• RECORDED DATA
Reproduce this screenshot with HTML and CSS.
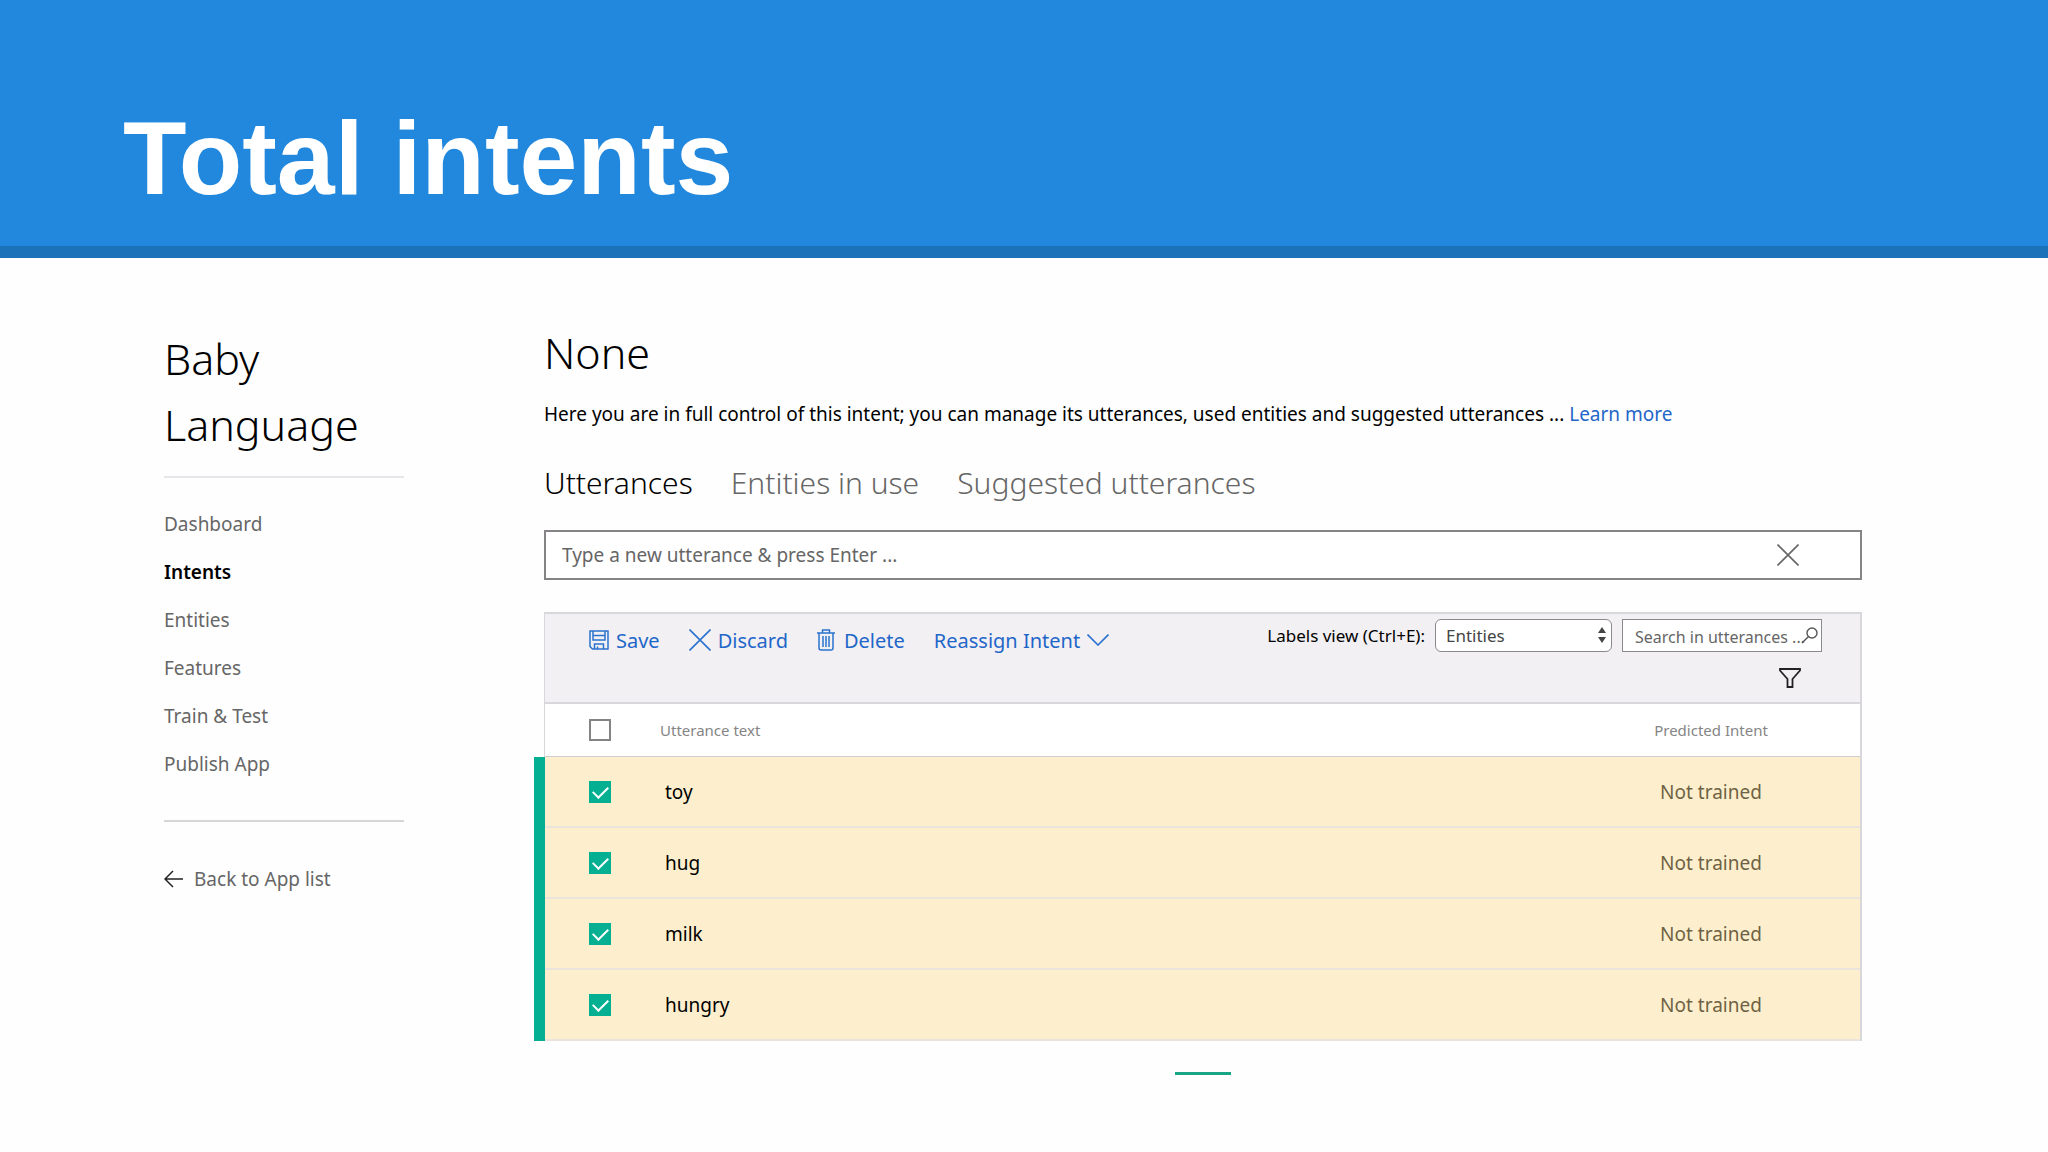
FILE: index.html
```
<!DOCTYPE html>
<html lang="en">
<head>
  <meta charset="utf-8">
  <title>Total intents</title>
  <link rel="stylesheet" href="styles.css">
</head>

<body>

  <header class="banner">
    <h1>Total intents</h1>
  </header>

  <div class="page">

    <aside class="sidebar">
      <h2>Baby Language</h2>
      <nav class="menu">
        <a href="#">Dashboard</a>
        <a href="#" class="active">Intents</a>
        <a href="#">Entities</a>
        <a href="#">Features</a>
        <a href="#">Train &amp; Test</a>
        <a href="#">Publish App</a>
      </nav>
      <a href="#" class="back">
        <svg width="20" height="18" viewBox="0 0 20 18" fill="none" stroke="#222" stroke-width="1.5"><path d="M19 9H1M9 1L1 9l8 8"/></svg>
        Back to App list
      </a>
    </aside>

    <main class="content">
      <h2>None</h2>
      <p class="description">Here you are in full control of this intent; you can manage its utterances, used entities and suggested utterances ... <a href="#">Learn more</a></p>

      <nav class="tabs">
        <a href="#" class="active">Utterances</a>
        <a href="#">Entities in use</a>
        <a href="#">Suggested utterances</a>
      </nav>

      <div class="new-utterance">
        <input type="text" aria-label="New utterance" placeholder="Type a new utterance &amp; press Enter ...">
        <button type="button" aria-label="Clear">
          <svg width="22" height="22" viewBox="0 0 22 22" fill="none" stroke="#666" stroke-width="1.6"><path d="M0.5 0.5l21 21M21.5 0.5l-21 21"/></svg>
        </button>
      </div>

      <section class="panel">
        <div class="toolbar">
          <div class="actions">
            <button type="button">
              <svg width="20" height="20" viewBox="0 0 20 20" fill="none" stroke="#2b73cf" stroke-width="1.5"><path d="M1 1h18v18H3.500L1 16.500zM4 1v9h12V1M4 5.500h12M5.500 19v-5h9v5M8.500 19v-2.500"/></svg>
              Save
            </button>
            <button type="button">
              <svg width="22" height="22" viewBox="0 0 22 22" fill="none" stroke="#2b73cf" stroke-width="1.6"><path d="M0.5 0.5l21 21M21.5 0.5l-21 21"/></svg>
              Discard
            </button>
            <button type="button" class="delete">
              <svg width="18" height="22" viewBox="0 0 18 22" fill="none" stroke="#2b73cf" stroke-width="1.5"><path d="M0 4h18M5.5 4V1h7v3M2 4v15q0 2 2 2h10q2 0 2-2V4M6 7v11M9 7v11M12 7v11"/></svg>
              Delete
            </button>
            <button type="button">
              Reassign Intent
              <svg width="22" height="12" viewBox="0 0 22 12" fill="none" stroke="#2b73cf" stroke-width="1.6"><path d="M0.5 0.5L11 11 21.5 0.5"/></svg>
            </button>
          </div>

          <div class="view">
            <div class="filters">
              <label for="labels-view">Labels view (Ctrl+E):</label>
              <div class="select">
                <select id="labels-view">
                  <option>Entities</option>
                </select>
                <svg width="8" height="16" viewBox="0 0 8 16" fill="#444"><path d="M4 0l4 6H0zM4 16l4-6H0z"/></svg>
              </div>
              <div class="search">
                <input type="text" aria-label="Search in utterances" placeholder="Search in utterances ...">
                <svg width="17" height="17" viewBox="0 0 17 17" fill="none" stroke="#555" stroke-width="1.4"><circle cx="11" cy="6" r="5"/><path d="M7.5 9.5L1 16"/></svg>
              </div>
            </div>
            <button type="button" class="funnel" aria-label="Filter">
              <svg width="22" height="20" viewBox="0 0 22 20" fill="none" stroke="#222" stroke-width="1.8"><path d="M1 1h20v1.5L13.500 11v8h-5v-8L1 2.500z"/></svg>
            </button>
          </div>
        </div>

        <table>
          <thead>
            <tr>
              <th><input type="checkbox" aria-label="Select all"></th>
              <th>Utterance text</th>
              <th class="predicted">Predicted Intent</th>
            </tr>
          </thead>
          <tbody>
            <tr>
              <td><input type="checkbox" aria-label="toy" checked></td>
              <td>toy</td>
              <td class="predicted">Not trained</td>
            </tr>
            <tr>
              <td><input type="checkbox" aria-label="hug" checked></td>
              <td>hug</td>
              <td class="predicted">Not trained</td>
            </tr>
            <tr>
              <td><input type="checkbox" aria-label="milk" checked></td>
              <td>milk</td>
              <td class="predicted">Not trained</td>
            </tr>
            <tr>
              <td><input type="checkbox" aria-label="hungry" checked></td>
              <td>hungry</td>
              <td class="predicted">Not trained</td>
            </tr>
          </tbody>
        </table>
      </section>

      <!-- current page marker under the table -->
      <div class="pager"></div>
    </main>

  </div>

</body>
</html>
```
FILE: styles.css
```
*{
  box-sizing: border-box;
  padding: 0;
  margin: 0;
}

body{
  background-color: #fefefe;
  font-family: "Noto Sans", "Open Sans", sans-serif;
  font-size: 19px;
  color: #000;
}

a{
  color: #666;
  text-decoration: none;
}

svg{
  flex: none;
}

button, input, select{
  font-family: inherit;
  font-size: inherit;
  color: inherit;
}

button{
  background: none;
  border: none;
}

h2{
  font-size: 43px;
  font-weight: 300;
  line-height: 66px;
}

.banner{
  padding: 99px 6% 28px;
  background-color: #2288dd;
  border-bottom: 12px solid #1c72b9;
}

.banner h1{
  font-family: "Liberation Sans", Arial, sans-serif;
  font-size: 104px;
  line-height: 119px;
  color: #fff;
}

.page{
  display: flex;
  gap: 140px;
  padding: 62px 186px 0 164px;
}

/* sidebar */
.sidebar{
  width: 240px;
  flex: none;
  padding-top: 6px;
}

.menu{
  display: flex;
  flex-direction: column;
  margin-top: 18px;
  padding: 22px 0 32px;
  border-top: 2px solid #e6e5e9;
  border-bottom: 2px solid #d6d6d8;
}

.menu a, .back{
  line-height: 48px;
}

.menu .active{
  font-weight: 600;
  color: #000;
}

.back{
  display: flex;
  align-items: center;
  gap: 10px;
  margin-top: 33px;
}

/* main column */
.content{
  flex: 1;
}

.description{
  margin-top: 13px;
  line-height: 30px;
}

.description a{
  color: #1f66c9;
}

.tabs{
  display: flex;
  gap: 38px;
  margin-top: 30px;
  font-size: 30px;
  font-weight: 350;
  line-height: 48px;
}

.tabs .active{
  color: #000;
}

.new-utterance{
  display: flex;
  align-items: center;
  height: 50px;
  margin-top: 23px;
  padding: 0 61px 0 16px;
  background-color: #fff;
  border: 2px solid #858386;
}

.new-utterance input{
  flex: 1;
  border: none;
  background: none;
}

.new-utterance button{
  display: flex;
}

::placeholder{
  color: #666;
  opacity: 1;
}

.panel{
  margin-top: 32px;
  background-color: #fff;
  border: 1px solid #d8d7db;
  border-top-width: 2px;
  border-right-width: 2px;
  border-bottom: none;
}

.toolbar{
  display: flex;
  justify-content: space-between;
  height: 90px;
  padding: 5px 38px 0 44px;
  background-color: #f2f0f3;
  border-bottom: 2px solid #d8d7db;
}

.actions{
  display: flex;
  align-items: center;
  gap: 29px;
  height: 42px;
  font-size: 20px;
  color: #1f66c9;
}

.actions button{
  display: flex;
  align-items: center;
  gap: 7px;
}

.actions .delete{
  gap: 9px;
}

.view{
  display: flex;
  flex-direction: column;
  align-items: flex-end;
  gap: 16px;
  font-size: 17px;
}

.filters{
  display: flex;
  align-items: center;
  gap: 10px;
}

.select, .search{
  position: relative;
}

.select select{
  display: block;
  width: 177px;
  height: 33px;
  padding: 0 10px;
  appearance: none;
  background-color: #fff;
  border: 1px solid #8a898c;
  border-radius: 6px;
  color: #444;
}

.select svg{
  position: absolute;
  top: 8px;
  right: 6px;
}

.search input{
  display: block;
  width: 200px;
  height: 33px;
  padding: 2px 0 0 12px;
  background-color: #fff;
  border: 1px solid #8a898c;
  font-size: 16px;
}

.search svg{
  position: absolute;
  top: 8px;
  right: 4px;
}

.funnel{
  display: flex;
  margin-right: 21px;
}

/* utterances table */
table{
  width: 100%;
  border-spacing: 0;
  table-layout: fixed;
}

th{
  height: 53px;
  border-bottom: 1px solid #d0ced0;
  font-size: 15px;
  font-weight: 400;
  text-align: left;
  color: #858585;
}

td{
  height: 71px;
  padding-left: 5px;
  background-color: #fdefcd;
  border-bottom: 2px solid #ebe4dc;
}

th:first-child, td:first-child{
  width: 115px;
  padding-left: 44px;
}

/* green bar beside the selected rows */
td:first-child{
  box-shadow: -11px 0 0 #04af92;
}

th.predicted, td.predicted{
  width: 298px;
  padding-left: 0;
  text-align: center;
}

td.predicted{
  color: #6f6244;
}

input[type="checkbox"]{
  display: block;
  position: relative;
  width: 22px;
  height: 22px;
  appearance: none;
  border: 2px solid #858386;
}

input[type="checkbox"]:checked{
  background-color: #04af92;
  border-color: #04af92;
}

input[type="checkbox"]:checked::after{
  content: "";
  position: absolute;
  left: 5px;
  top: 0;
  width: 7px;
  height: 13px;
  border: solid #fff;
  border-width: 0 2px 2px 0;
  transform: rotate(45deg);
}

.pager{
  width: 56px;
  height: 3px;
  margin: 31px auto 0;
  background-color: #1ba587;
}
```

• EXERCISE TASK
Filter the listing above for the string "this" and copy every matching line.

• EXPECTED ANSWER
Reproduce this screenshot with HTML and CSS.
      <p class="description">Here you are in full control of this intent; you can manage its utterances, used entities and suggested utterances ... <a href="#">Learn more</a></p>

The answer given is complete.